After a new, second Coroner’s report in 2018, which I lobbied for, a VPD Homicide Sergeant decided that the new report did not meet the bar for sufficient evidence to re-open my daughter’s sudden death case. I was emailed just before Mother’s Day, in 2018.

That summer of 2018, I fell and fractured L2 of my lower back. It was a turning point for me, where I had to accept that I would not get justice for my daughter’s death. I felt that I had spent several years banging on the front door of the justice system and it would not open for my daughter. If I continued, I would be broken down further.

I started the Critical Incident Stress Management program, at the Justice Institute of BC, in September 2018. There I learned that my daughter’s sudden death was also a critical incident. Through the JIBC program, I was taught that early critical incident debriefing and education about critical incidents can arrest the long-term development of PTSD and other post critical incident reactions. As well, first responders, including police, can both experience vicarious trauma from critical incidents and not receive the necessary critical incident debriefing.  They may not have received critical incident education, which includes diversity and mental health awareness, in their training. The result is felt on the backs of the families, bereaved, while navigating the criminal justice system and BC Coroners Service.

At the very least, the motto of these services should be: do no more harm to families.

While in that program, I began to get the idea of a remedy for myself and my daughter, to move the energy away from injustice, to help families navigate those systems that broke me. This remedy is something that I feel from the core of my being, and it uses all my experiences as a peer: a mother who lost her daughter to sexual violence. I completed the Critical Incident Stress Management program, at JIBC, and received a certificate in April 2019. I also bring 12 years in adult mental health rehab and 20 years working with youth at risk (including 8 years in youth mental health) to The Guinnevere Project.

I want to acknowledge The Forgiveness Project, by Marina Cantacuzino, that I read with resistance in September 2018. I don’t know if I will ever be able to forgive the man who sexually assaulted my daughter and caused her death, or the Homicide detective, who blamed my daughter for her death, and ignored her disability as a vulnerability for sexual assault/homicide. This book has a full range of positions on forgiveness. By reading it, I was able to begin to shift my attention, away from anger/bitterness/defeat/despair, to the possibility that one day the remedy from helping bereaved families might be greater than my pain and devastation. In September 2018, that felt impossible.

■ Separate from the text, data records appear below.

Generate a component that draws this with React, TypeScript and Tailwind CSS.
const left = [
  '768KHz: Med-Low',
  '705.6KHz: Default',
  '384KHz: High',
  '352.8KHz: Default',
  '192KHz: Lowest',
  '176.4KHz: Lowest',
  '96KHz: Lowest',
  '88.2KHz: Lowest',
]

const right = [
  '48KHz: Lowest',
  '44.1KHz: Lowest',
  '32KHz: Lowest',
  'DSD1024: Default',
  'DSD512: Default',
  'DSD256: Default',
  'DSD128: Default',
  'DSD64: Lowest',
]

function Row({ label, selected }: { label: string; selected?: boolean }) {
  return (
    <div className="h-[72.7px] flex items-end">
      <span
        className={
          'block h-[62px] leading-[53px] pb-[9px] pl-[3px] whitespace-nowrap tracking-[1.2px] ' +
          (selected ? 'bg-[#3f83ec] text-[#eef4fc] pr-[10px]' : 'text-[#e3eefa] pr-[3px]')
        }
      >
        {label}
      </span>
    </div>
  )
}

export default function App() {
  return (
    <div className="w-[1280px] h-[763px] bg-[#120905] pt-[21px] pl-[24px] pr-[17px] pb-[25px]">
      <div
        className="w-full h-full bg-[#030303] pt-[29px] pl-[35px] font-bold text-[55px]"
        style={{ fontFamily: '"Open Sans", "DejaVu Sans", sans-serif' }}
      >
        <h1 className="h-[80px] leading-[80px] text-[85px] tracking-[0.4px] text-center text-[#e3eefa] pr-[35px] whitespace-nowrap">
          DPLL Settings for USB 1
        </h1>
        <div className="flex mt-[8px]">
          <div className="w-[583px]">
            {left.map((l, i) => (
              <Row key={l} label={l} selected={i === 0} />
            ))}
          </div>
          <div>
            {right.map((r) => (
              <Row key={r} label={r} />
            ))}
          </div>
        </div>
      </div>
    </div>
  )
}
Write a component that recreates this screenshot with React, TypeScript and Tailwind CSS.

I want to acknowledge the importance of the Black Lives Matters movement and the ongoing rising awareness in 2021 of the mass unmarked graves of Indigenous children on formal residential school lands in Canada. It helped me to articulate the systemic discrimination of my daughter’s mental health disability in the Justice System, which was a barrier to accessing justice for Guinnevere. This is not something that can be forgiven, as systemic discrimination has to be broken down by being acknowledged, dismantled, changed, with education and new policies. There has to be apology, accountability and consequences for past and continued discrimination.